**Given exercise**
Quote the listing below in its entirety, omitting every image.

**Material provided**
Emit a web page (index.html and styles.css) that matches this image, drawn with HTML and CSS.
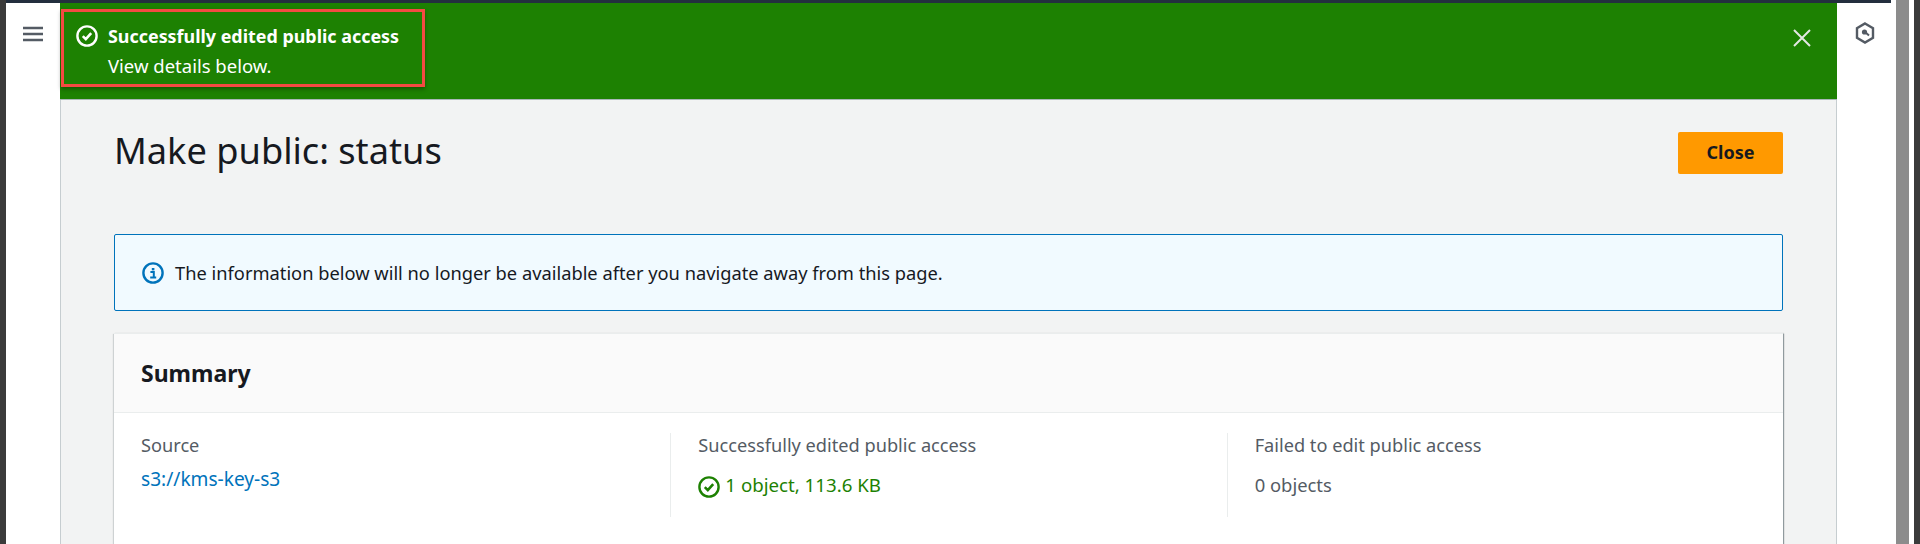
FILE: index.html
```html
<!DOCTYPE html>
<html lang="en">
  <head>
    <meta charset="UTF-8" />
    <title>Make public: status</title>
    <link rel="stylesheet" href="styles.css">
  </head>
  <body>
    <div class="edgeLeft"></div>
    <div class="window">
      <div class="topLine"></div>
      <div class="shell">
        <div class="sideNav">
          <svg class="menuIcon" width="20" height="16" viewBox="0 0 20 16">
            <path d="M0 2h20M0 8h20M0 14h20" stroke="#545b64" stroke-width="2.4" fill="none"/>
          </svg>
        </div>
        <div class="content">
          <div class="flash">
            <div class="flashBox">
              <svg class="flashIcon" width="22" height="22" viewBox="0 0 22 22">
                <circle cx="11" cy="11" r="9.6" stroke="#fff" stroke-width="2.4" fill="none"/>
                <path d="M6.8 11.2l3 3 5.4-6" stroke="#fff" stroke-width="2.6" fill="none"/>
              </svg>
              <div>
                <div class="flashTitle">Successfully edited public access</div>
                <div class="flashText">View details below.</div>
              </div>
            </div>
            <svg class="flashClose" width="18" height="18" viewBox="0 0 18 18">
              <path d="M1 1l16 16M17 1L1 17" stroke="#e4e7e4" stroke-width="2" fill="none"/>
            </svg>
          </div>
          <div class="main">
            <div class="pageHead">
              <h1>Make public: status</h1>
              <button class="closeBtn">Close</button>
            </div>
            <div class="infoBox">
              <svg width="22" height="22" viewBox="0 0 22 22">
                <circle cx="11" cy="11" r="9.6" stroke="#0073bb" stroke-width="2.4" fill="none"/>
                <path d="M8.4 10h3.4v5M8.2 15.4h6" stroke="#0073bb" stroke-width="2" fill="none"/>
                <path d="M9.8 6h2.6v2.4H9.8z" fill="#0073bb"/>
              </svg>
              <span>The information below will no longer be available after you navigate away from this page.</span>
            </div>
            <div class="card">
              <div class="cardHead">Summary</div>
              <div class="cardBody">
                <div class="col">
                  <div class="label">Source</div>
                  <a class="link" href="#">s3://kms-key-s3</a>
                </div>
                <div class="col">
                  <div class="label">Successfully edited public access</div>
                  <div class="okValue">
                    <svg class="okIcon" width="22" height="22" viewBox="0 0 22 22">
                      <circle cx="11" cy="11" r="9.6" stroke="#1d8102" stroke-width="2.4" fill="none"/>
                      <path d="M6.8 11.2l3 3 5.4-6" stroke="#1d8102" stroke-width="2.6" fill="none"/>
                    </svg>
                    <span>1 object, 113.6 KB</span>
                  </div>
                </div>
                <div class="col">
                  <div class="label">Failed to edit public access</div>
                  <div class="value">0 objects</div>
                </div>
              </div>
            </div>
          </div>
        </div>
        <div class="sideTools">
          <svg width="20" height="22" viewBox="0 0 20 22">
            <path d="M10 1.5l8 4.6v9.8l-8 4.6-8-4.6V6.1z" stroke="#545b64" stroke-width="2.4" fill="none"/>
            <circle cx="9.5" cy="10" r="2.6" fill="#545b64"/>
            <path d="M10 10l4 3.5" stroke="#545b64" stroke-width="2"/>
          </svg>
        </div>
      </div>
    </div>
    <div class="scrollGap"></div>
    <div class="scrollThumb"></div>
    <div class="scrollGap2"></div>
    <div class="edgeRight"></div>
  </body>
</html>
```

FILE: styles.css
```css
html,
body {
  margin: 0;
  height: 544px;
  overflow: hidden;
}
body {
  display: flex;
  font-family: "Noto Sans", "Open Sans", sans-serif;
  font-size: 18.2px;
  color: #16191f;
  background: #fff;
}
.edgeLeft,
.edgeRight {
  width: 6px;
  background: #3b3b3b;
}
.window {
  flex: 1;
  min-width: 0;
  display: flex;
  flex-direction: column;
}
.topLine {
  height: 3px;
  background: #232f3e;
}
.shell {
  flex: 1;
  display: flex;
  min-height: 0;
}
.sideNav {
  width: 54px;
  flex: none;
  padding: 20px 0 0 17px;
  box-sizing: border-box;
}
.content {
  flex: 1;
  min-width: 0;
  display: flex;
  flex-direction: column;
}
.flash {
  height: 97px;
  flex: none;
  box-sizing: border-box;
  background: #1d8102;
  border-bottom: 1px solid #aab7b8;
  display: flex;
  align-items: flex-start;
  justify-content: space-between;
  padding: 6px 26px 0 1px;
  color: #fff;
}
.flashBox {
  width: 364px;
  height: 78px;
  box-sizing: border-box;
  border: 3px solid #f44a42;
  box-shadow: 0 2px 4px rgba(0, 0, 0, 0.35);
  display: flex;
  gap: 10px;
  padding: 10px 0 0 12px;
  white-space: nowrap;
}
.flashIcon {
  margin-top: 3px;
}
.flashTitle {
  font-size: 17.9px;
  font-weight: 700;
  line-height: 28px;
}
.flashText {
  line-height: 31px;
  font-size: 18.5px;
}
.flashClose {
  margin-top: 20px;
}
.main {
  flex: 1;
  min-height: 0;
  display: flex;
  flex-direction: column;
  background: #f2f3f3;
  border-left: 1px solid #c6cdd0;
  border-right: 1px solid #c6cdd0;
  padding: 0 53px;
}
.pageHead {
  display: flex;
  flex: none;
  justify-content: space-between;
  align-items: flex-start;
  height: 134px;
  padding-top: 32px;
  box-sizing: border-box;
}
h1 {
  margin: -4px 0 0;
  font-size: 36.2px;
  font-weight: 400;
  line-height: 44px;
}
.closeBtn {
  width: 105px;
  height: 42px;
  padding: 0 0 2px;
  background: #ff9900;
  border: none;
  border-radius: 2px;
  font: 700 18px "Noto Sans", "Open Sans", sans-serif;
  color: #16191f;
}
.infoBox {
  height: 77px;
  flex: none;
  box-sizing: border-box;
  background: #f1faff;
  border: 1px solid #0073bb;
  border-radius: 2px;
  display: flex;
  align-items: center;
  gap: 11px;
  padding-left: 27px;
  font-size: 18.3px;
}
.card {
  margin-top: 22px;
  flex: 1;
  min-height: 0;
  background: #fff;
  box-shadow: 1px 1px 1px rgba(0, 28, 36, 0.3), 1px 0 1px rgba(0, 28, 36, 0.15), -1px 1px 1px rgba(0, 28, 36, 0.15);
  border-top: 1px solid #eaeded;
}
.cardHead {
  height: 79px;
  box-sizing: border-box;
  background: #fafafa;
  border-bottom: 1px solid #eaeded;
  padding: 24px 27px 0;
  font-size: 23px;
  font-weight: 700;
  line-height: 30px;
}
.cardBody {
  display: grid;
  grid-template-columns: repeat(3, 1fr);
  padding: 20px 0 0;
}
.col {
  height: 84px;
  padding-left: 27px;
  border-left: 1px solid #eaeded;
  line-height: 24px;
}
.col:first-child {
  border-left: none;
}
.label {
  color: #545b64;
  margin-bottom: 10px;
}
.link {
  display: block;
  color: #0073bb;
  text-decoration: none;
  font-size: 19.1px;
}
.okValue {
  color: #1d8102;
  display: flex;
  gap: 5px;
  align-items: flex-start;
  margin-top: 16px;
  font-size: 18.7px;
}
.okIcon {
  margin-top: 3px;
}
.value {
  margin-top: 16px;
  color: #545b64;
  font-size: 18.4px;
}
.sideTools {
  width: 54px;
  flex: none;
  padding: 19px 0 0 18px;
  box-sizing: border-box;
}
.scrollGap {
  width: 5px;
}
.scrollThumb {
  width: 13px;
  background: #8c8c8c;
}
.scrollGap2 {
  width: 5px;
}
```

**Problem solution**
Emit a web page (index.html and styles.css) that matches this image, drawn with HTML and CSS.
FILE: index.html
```html
<!DOCTYPE html>
<html lang="en">
  <head>
    <meta charset="UTF-8" />
    <title>Make public: status</title>
    <link rel="stylesheet" href="styles.css">
  </head>
  <body>
    <div class="edgeLeft"></div>
    <div class="window">
      <div class="topLine"></div>
      <div class="shell">
        <div class="sideNav">
          <svg class="menuIcon" width="20" height="16" viewBox="0 0 20 16">
            <path d="M0 2h20M0 8h20M0 14h20" stroke="#545b64" stroke-width="2.4" fill="none"/>
          </svg>
        </div>
        <div class="content">
          <div class="flash">
            <div class="flashBox">
              <svg class="flashIcon" width="22" height="22" viewBox="0 0 22 22">
                <circle cx="11" cy="11" r="9.6" stroke="#fff" stroke-width="2.4" fill="none"/>
                <path d="M6.8 11.2l3 3 5.4-6" stroke="#fff" stroke-width="2.6" fill="none"/>
              </svg>
              <div>
                <div class="flashTitle">Successfully edited public access</div>
                <div class="flashText">View details below.</div>
              </div>
            </div>
            <svg class="flashClose" width="18" height="18" viewBox="0 0 18 18">
              <path d="M1 1l16 16M17 1L1 17" stroke="#e4e7e4" stroke-width="2" fill="none"/>
            </svg>
          </div>
          <div class="main">
            <div class="pageHead">
              <h1>Make public: status</h1>
              <button class="closeBtn">Close</button>
            </div>
            <div class="infoBox">
              <svg width="22" height="22" viewBox="0 0 22 22">
                <circle cx="11" cy="11" r="9.6" stroke="#0073bb" stroke-width="2.4" fill="none"/>
                <path d="M8.4 10h3.4v5M8.2 15.4h6" stroke="#0073bb" stroke-width="2" fill="none"/>
                <path d="M9.8 6h2.6v2.4H9.8z" fill="#0073bb"/>
              </svg>
              <span>The information below will no longer be available after you navigate away from this page.</span>
            </div>
            <div class="card">
              <div class="cardHead">Summary</div>
              <div class="cardBody">
                <div class="col">
                  <div class="label">Source</div>
                  <a class="link" href="#">s3://kms-key-s3</a>
                </div>
                <div class="col">
                  <div class="label">Successfully edited public access</div>
                  <div class="okValue">
                    <svg class="okIcon" width="22" height="22" viewBox="0 0 22 22">
                      <circle cx="11" cy="11" r="9.6" stroke="#1d8102" stroke-width="2.4" fill="none"/>
                      <path d="M6.8 11.2l3 3 5.4-6" stroke="#1d8102" stroke-width="2.6" fill="none"/>
                    </svg>
                    <span>1 object, 113.6 KB</span>
                  </div>
                </div>
                <div class="col">
                  <div class="label">Failed to edit public access</div>
                  <div class="value">0 objects</div>
                </div>
              </div>
            </div>
          </div>
        </div>
        <div class="sideTools">
          <svg width="20" height="22" viewBox="0 0 20 22">
            <path d="M10 1.5l8 4.6v9.8l-8 4.6-8-4.6V6.1z" stroke="#545b64" stroke-width="2.4" fill="none"/>
            <circle cx="9.5" cy="10" r="2.6" fill="#545b64"/>
            <path d="M10 10l4 3.5" stroke="#545b64" stroke-width="2"/>
          </svg>
        </div>
      </div>
    </div>
    <div class="scrollGap"></div>
    <div class="scrollThumb"></div>
    <div class="scrollGap2"></div>
    <div class="edgeRight"></div>
  </body>
</html>
```

FILE: styles.css
```css
html,
body {
  margin: 0;
  height: 544px;
  overflow: hidden;
}
body {
  display: flex;
  font-family: "Noto Sans", "Open Sans", sans-serif;
  font-size: 18.2px;
  color: #16191f;
  background: #fff;
}
.edgeLeft,
.edgeRight {
  width: 6px;
  background: #3b3b3b;
}
.window {
  flex: 1;
  min-width: 0;
  display: flex;
  flex-direction: column;
}
.topLine {
  height: 3px;
  background: #232f3e;
}
.shell {
  flex: 1;
  display: flex;
  min-height: 0;
}
.sideNav {
  width: 54px;
  flex: none;
  padding: 20px 0 0 17px;
  box-sizing: border-box;
}
.content {
  flex: 1;
  min-width: 0;
  display: flex;
  flex-direction: column;
}
.flash {
  height: 97px;
  flex: none;
  box-sizing: border-box;
  background: #1d8102;
  border-bottom: 1px solid #aab7b8;
  display: flex;
  align-items: flex-start;
  justify-content: space-between;
  padding: 6px 26px 0 1px;
  color: #fff;
}
.flashBox {
  width: 364px;
  height: 78px;
  box-sizing: border-box;
  border: 3px solid #f44a42;
  box-shadow: 0 2px 4px rgba(0, 0, 0, 0.35);
  display: flex;
  gap: 10px;
  padding: 10px 0 0 12px;
  white-space: nowrap;
}
.flashIcon {
  margin-top: 3px;
}
.flashTitle {
  font-size: 17.9px;
  font-weight: 700;
  line-height: 28px;
}
.flashText {
  line-height: 31px;
  font-size: 18.5px;
}
.flashClose {
  margin-top: 20px;
}
.main {
  flex: 1;
  min-height: 0;
  display: flex;
  flex-direction: column;
  background: #f2f3f3;
  border-left: 1px solid #c6cdd0;
  border-right: 1px solid #c6cdd0;
  padding: 0 53px;
}
.pageHead {
  display: flex;
  flex: none;
  justify-content: space-between;
  align-items: flex-start;
  height: 134px;
  padding-top: 32px;
  box-sizing: border-box;
}
h1 {
  margin: -4px 0 0;
  font-size: 36.2px;
  font-weight: 400;
  line-height: 44px;
}
.closeBtn {
  width: 105px;
  height: 42px;
  padding: 0 0 2px;
  background: #ff9900;
  border: none;
  border-radius: 2px;
  font: 700 18px "Noto Sans", "Open Sans", sans-serif;
  color: #16191f;
}
.infoBox {
  height: 77px;
  flex: none;
  box-sizing: border-box;
  background: #f1faff;
  border: 1px solid #0073bb;
  border-radius: 2px;
  display: flex;
  align-items: center;
  gap: 11px;
  padding-left: 27px;
  font-size: 18.3px;
}
.card {
  margin-top: 22px;
  flex: 1;
  min-height: 0;
  background: #fff;
  box-shadow: 1px 1px 1px rgba(0, 28, 36, 0.3), 1px 0 1px rgba(0, 28, 36, 0.15), -1px 1px 1px rgba(0, 28, 36, 0.15);
  border-top: 1px solid #eaeded;
}
.cardHead {
  height: 79px;
  box-sizing: border-box;
  background: #fafafa;
  border-bottom: 1px solid #eaeded;
  padding: 24px 27px 0;
  font-size: 23px;
  font-weight: 700;
  line-height: 30px;
}
.cardBody {
  display: grid;
  grid-template-columns: repeat(3, 1fr);
  padding: 20px 0 0;
}
.col {
  height: 84px;
  padding-left: 27px;
  border-left: 1px solid #eaeded;
  line-height: 24px;
}
.col:first-child {
  border-left: none;
}
.label {
  color: #545b64;
  margin-bottom: 10px;
}
.link {
  display: block;
  color: #0073bb;
  text-decoration: none;
  font-size: 19.1px;
}
.okValue {
  color: #1d8102;
  display: flex;
  gap: 5px;
  align-items: flex-start;
  margin-top: 16px;
  font-size: 18.7px;
}
.okIcon {
  margin-top: 3px;
}
.value {
  margin-top: 16px;
  color: #545b64;
  font-size: 18.4px;
}
.sideTools {
  width: 54px;
  flex: none;
  padding: 19px 0 0 18px;
  box-sizing: border-box;
}
.scrollGap {
  width: 5px;
}
.scrollThumb {
  width: 13px;
  background: #8c8c8c;
}
.scrollGap2 {
  width: 5px;
}
```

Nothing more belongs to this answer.